* [Exercise instructions] Produce a word-for-word copy of the listing below without its pictures.

* [Recorded data]
----------

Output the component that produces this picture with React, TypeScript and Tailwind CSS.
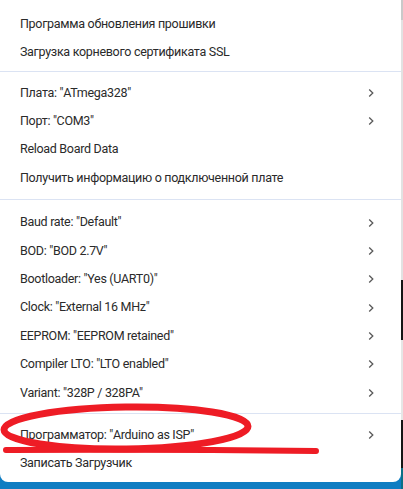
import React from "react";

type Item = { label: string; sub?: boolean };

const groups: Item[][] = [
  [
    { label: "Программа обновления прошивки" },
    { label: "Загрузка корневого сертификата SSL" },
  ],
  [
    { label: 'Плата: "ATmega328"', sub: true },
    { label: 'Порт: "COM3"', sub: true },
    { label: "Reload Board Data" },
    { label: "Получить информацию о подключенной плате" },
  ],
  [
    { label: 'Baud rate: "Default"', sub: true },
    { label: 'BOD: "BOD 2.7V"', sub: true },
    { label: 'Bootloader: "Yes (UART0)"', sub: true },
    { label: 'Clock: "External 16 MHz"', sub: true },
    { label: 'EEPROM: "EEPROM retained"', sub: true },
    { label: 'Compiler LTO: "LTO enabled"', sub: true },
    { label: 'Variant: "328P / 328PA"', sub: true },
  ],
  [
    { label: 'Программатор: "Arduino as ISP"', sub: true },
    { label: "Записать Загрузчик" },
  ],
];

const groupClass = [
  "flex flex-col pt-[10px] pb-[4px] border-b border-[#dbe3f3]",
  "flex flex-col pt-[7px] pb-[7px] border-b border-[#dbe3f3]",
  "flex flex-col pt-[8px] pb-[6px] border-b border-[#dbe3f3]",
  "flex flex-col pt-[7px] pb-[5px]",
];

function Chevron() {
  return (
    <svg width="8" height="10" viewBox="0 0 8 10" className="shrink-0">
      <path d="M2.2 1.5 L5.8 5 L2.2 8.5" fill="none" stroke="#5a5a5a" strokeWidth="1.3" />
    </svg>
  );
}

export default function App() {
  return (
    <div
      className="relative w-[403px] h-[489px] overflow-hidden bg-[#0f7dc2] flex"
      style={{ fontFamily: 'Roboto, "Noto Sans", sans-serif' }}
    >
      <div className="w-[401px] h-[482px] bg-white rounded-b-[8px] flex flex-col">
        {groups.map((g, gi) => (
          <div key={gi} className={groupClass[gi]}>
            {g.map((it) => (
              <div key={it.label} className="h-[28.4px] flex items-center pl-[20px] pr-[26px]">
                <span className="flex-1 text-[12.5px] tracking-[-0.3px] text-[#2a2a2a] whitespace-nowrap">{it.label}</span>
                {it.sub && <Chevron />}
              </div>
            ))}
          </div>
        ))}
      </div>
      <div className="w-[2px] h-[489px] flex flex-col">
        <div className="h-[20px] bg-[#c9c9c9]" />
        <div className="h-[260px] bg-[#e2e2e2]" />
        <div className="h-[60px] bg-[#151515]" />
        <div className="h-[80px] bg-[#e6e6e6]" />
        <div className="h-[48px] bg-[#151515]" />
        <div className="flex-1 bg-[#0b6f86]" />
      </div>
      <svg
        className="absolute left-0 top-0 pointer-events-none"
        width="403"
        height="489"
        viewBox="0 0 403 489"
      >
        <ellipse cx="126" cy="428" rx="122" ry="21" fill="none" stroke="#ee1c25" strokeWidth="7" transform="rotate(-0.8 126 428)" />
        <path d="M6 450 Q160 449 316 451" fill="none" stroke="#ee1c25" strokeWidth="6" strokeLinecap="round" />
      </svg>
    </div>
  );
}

----------

* [The result]
Output the component that produces this picture with React, TypeScript and Tailwind CSS.
import React from "react";

type Item = { label: string; sub?: boolean };

const groups: Item[][] = [
  [
    { label: "Программа обновления прошивки" },
    { label: "Загрузка корневого сертификата SSL" },
  ],
  [
    { label: 'Плата: "ATmega328"', sub: true },
    { label: 'Порт: "COM3"', sub: true },
    { label: "Reload Board Data" },
    { label: "Получить информацию о подключенной плате" },
  ],
  [
    { label: 'Baud rate: "Default"', sub: true },
    { label: 'BOD: "BOD 2.7V"', sub: true },
    { label: 'Bootloader: "Yes (UART0)"', sub: true },
    { label: 'Clock: "External 16 MHz"', sub: true },
    { label: 'EEPROM: "EEPROM retained"', sub: true },
    { label: 'Compiler LTO: "LTO enabled"', sub: true },
    { label: 'Variant: "328P / 328PA"', sub: true },
  ],
  [
    { label: 'Программатор: "Arduino as ISP"', sub: true },
    { label: "Записать Загрузчик" },
  ],
];

const groupClass = [
  "flex flex-col pt-[10px] pb-[4px] border-b border-[#dbe3f3]",
  "flex flex-col pt-[7px] pb-[7px] border-b border-[#dbe3f3]",
  "flex flex-col pt-[8px] pb-[6px] border-b border-[#dbe3f3]",
  "flex flex-col pt-[7px] pb-[5px]",
];

function Chevron() {
  return (
    <svg width="8" height="10" viewBox="0 0 8 10" className="shrink-0">
      <path d="M2.2 1.5 L5.8 5 L2.2 8.5" fill="none" stroke="#5a5a5a" strokeWidth="1.3" />
    </svg>
  );
}

export default function App() {
  return (
    <div
      className="relative w-[403px] h-[489px] overflow-hidden bg-[#0f7dc2] flex"
      style={{ fontFamily: 'Roboto, "Noto Sans", sans-serif' }}
    >
      <div className="w-[401px] h-[482px] bg-white rounded-b-[8px] flex flex-col">
        {groups.map((g, gi) => (
          <div key={gi} className={groupClass[gi]}>
            {g.map((it) => (
              <div key={it.label} className="h-[28.4px] flex items-center pl-[20px] pr-[26px]">
                <span className="flex-1 text-[12.5px] tracking-[-0.3px] text-[#2a2a2a] whitespace-nowrap">{it.label}</span>
                {it.sub && <Chevron />}
              </div>
            ))}
          </div>
        ))}
      </div>
      <div className="w-[2px] h-[489px] flex flex-col">
        <div className="h-[20px] bg-[#c9c9c9]" />
        <div className="h-[260px] bg-[#e2e2e2]" />
        <div className="h-[60px] bg-[#151515]" />
        <div className="h-[80px] bg-[#e6e6e6]" />
        <div className="h-[48px] bg-[#151515]" />
        <div className="flex-1 bg-[#0b6f86]" />
      </div>
      <svg
        className="absolute left-0 top-0 pointer-events-none"
        width="403"
        height="489"
        viewBox="0 0 403 489"
      >
        <ellipse cx="126" cy="428" rx="122" ry="21" fill="none" stroke="#ee1c25" strokeWidth="7" transform="rotate(-0.8 126 428)" />
        <path d="M6 450 Q160 449 316 451" fill="none" stroke="#ee1c25" strokeWidth="6" strokeLinecap="round" />
      </svg>
    </div>
  );
}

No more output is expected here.